In December 2013, the Administrative Court of Appeal, as opposed to the Administrative Court, held that carried interest should not be included as business income for a Swedish PE advisory company, and that the company should not be obligated to pay employer’s contributions on the amounts. The tax agency appealed the judgment and applied for a review permit with the Supreme Administrative Court. In November 2014, the Supreme Administrative Court decided not to pass the review permit. The judgment from the Administrative Court of Appeal therefore stands.

The carried interest had been paid out of the underlying private equity funds to certain key individuals employed by the advisory company. The tax agency had argued that the payments was a result not of the individuals investing into the various funds, but rather a result of the professional advisory services performed by the key individuals in their capacity as employees in the advisory company. The tax agency had further argued that the carried interest, tax wise, should be deemed to have been first received as taxable advisory fees by the advisory company and then immediately paid out as salary to the key individuals (hence the demand from the tax agency for the advisory company to pay employers contributions).  

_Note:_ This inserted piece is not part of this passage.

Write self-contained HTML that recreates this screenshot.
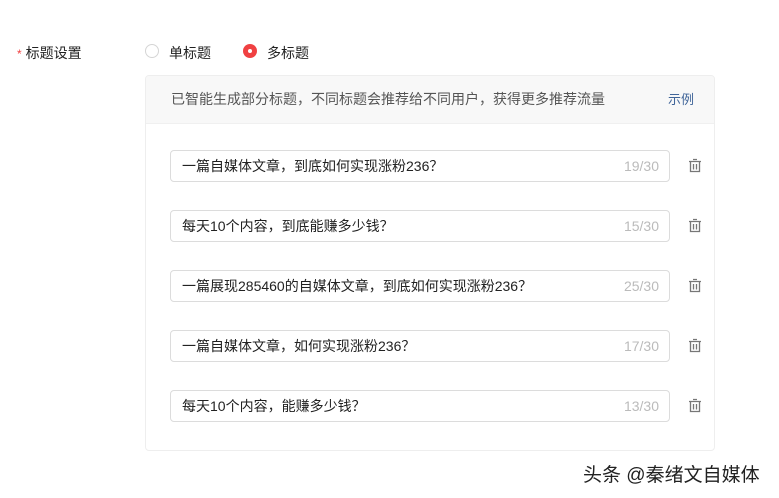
<!DOCTYPE html>
<html><head><meta charset="utf-8"><style>
body{margin:0;width:779px;height:498px;background:#fff;font-family:"Liberation Sans","Noto Sans CJK SC",sans-serif;position:relative;overflow:hidden;color:#222}
.a{position:absolute}
.lbl{left:17px;top:43px;font-size:14px;color:#222}
.lbl b{color:#f04142;font-weight:normal;margin-right:4px;font-size:12px}
.radio{top:44px;width:14px;height:14px;border-radius:50%;box-sizing:border-box}
.box{left:145px;top:75px;width:570px;height:376px;border:1px solid #eeeeee;border-radius:4px;box-sizing:border-box;overflow:hidden}
.hd{height:47px;background:#f8f8f8;border-bottom:1px solid #f0f0f0;font-size:14px;color:#555;line-height:47px;padding-left:25px;position:relative}
.hd span{position:absolute;right:20px;top:0;color:#406599;font-size:13px}
.in{left:170px;width:500px;height:32px;border:1px solid #dcdcdc;border-radius:4px;box-sizing:border-box;font-size:14px;line-height:30px;padding-left:11px;color:#222}
.in span{position:absolute;right:10px;top:0;color:#bbb}
.tr{left:688px}
</style></head><body>
<div class="a lbl"><b>*</b>标题设置</div>
<div class="a radio" style="left:145px;border:1px solid #d5d5d5"></div>
<div class="a" style="left:169px;top:43px;font-size:14px">单标题</div>
<div class="a radio" style="left:243px;background:#f04142"><div style="position:absolute;left:5px;top:5px;width:4px;height:4px;background:#fff;border-radius:50%"></div></div>
<div class="a" style="left:267px;top:43px;font-size:14px">多标题</div>
<div class="a box"><div class="hd">已智能生成部分标题，不同标题会推荐给不同用户，获得更多推荐流量<span>示例</span></div></div>
<div class="a in" style="top:150px">一篇自媒体文章，到底如何实现涨粉236？<span>19/30</span></div>
<div class="a in" style="top:210px">每天10个内容，到底能赚多少钱？<span>15/30</span></div>
<div class="a in" style="top:270px">一篇展现285460的自媒体文章，到底如何实现涨粉236？<span>25/30</span></div>
<div class="a in" style="top:330px">一篇自媒体文章，如何实现涨粉236？<span>17/30</span></div>
<div class="a in" style="top:390px">每天10个内容，能赚多少钱？<span>13/30</span></div>
<svg class="a tr" style="top:158px" width="14" height="15" viewBox="0 0 14 15"><g fill="none" stroke="#777" stroke-width="1.3"><path d="M5 1.5h4M1 3.5h12M2.5 3.5v10h9v-10M5.5 6v5.5M8.5 6v5.5"/></g></svg>
<svg class="a tr" style="top:218px" width="14" height="15" viewBox="0 0 14 15"><g fill="none" stroke="#777" stroke-width="1.3"><path d="M5 1.5h4M1 3.5h12M2.5 3.5v10h9v-10M5.5 6v5.5M8.5 6v5.5"/></g></svg>
<svg class="a tr" style="top:278px" width="14" height="15" viewBox="0 0 14 15"><g fill="none" stroke="#777" stroke-width="1.3"><path d="M5 1.5h4M1 3.5h12M2.5 3.5v10h9v-10M5.5 6v5.5M8.5 6v5.5"/></g></svg>
<svg class="a tr" style="top:338px" width="14" height="15" viewBox="0 0 14 15"><g fill="none" stroke="#777" stroke-width="1.3"><path d="M5 1.5h4M1 3.5h12M2.5 3.5v10h9v-10M5.5 6v5.5M8.5 6v5.5"/></g></svg>
<svg class="a tr" style="top:398px" width="14" height="15" viewBox="0 0 14 15"><g fill="none" stroke="#777" stroke-width="1.3"><path d="M5 1.5h4M1 3.5h12M2.5 3.5v10h9v-10M5.5 6v5.5M8.5 6v5.5"/></g></svg>
<div class="a" style="left:583px;top:460px;font-size:19px;color:#222;text-shadow:0 0 2px #fff">头条 @秦绪文自媒体</div>
</body></html>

The Supreme Administrative Court has also affirmed an advance ruling from the Swedish Tax Board for Advance Rulings. In this case the advisory company (rather than its employees) had the owner interests in the Fund vehicle. The Board found that carried interest was taxable as business income (rather than exempt capital gains). The private equity structure in this case was, however, partly different from the structure assessed in the case, and from many other private equity structures with connection to Sweden.

The tax agency has, in a press release, explained its interpretation of the rulings from the Supreme Administrative Court and presented the consequences that the rulings will have for the tax agency’s review of private equity companies, their partners and their employees going forward. According to the press release, the tax agency will not continue to pursue proceedings concerning the Swedish advisory companies’ obligations to pay employer’s contributions on carried interest received by employees of the advisory companies. The tax agency will, however, continue to ask the courts to examine whether the amounts received by employees in advisory companies shall be taxed partly as income of employment at a progressive tax rate, and partly as capital gains, according to the special rules applicable for owners of closely held companies.

The tax agency will further investigate whether trustees of foreign private equity funds should be considered to have a permanent establishment in Sweden and therefore be taxable in Sweden in the future. The tax agency will also analyse transactions where carried interest has been paid to foreign endowment insurances and where taxation has not occurred.

It is unclear if the tax agency will try to raise these questions in the already pending cases or if this will be done in the framework of new proceedings only.

Since the tax agency has decided not to pursue companies’ obligations to pay employer’s contributions, they will most likely also drop proceedings regarding taxation of carried interest as employment income. 


Your Taxand contacts for further queries are:
Niklas Bang
T. +46 40 107 192
E. niklas.bang@skeppsbronskatt.se

Ida Larsson
T. +4673-640 91 54
E. ida.larsson@skeppsbronskatt.se

Taxand's Take

The fact that the tax agency stated in their press release that they will investigate whether trustees of foreign private equity funds will 'be liable to Swedish tax in the future' indicates that they will not initiate proceeding regarding the taxation of trustees of foreign private equity funds for former years. However, this is only an indication.

In summary, some clarification has been given, but new issues have been added. There is still a lot of uncertainty concerning the taxation of private equity. One thing is clear however, the Swedish tax agency has not given up its pursuit to increase the outtake of tax from this sector. Great precaution and care of structural details is highly recommended!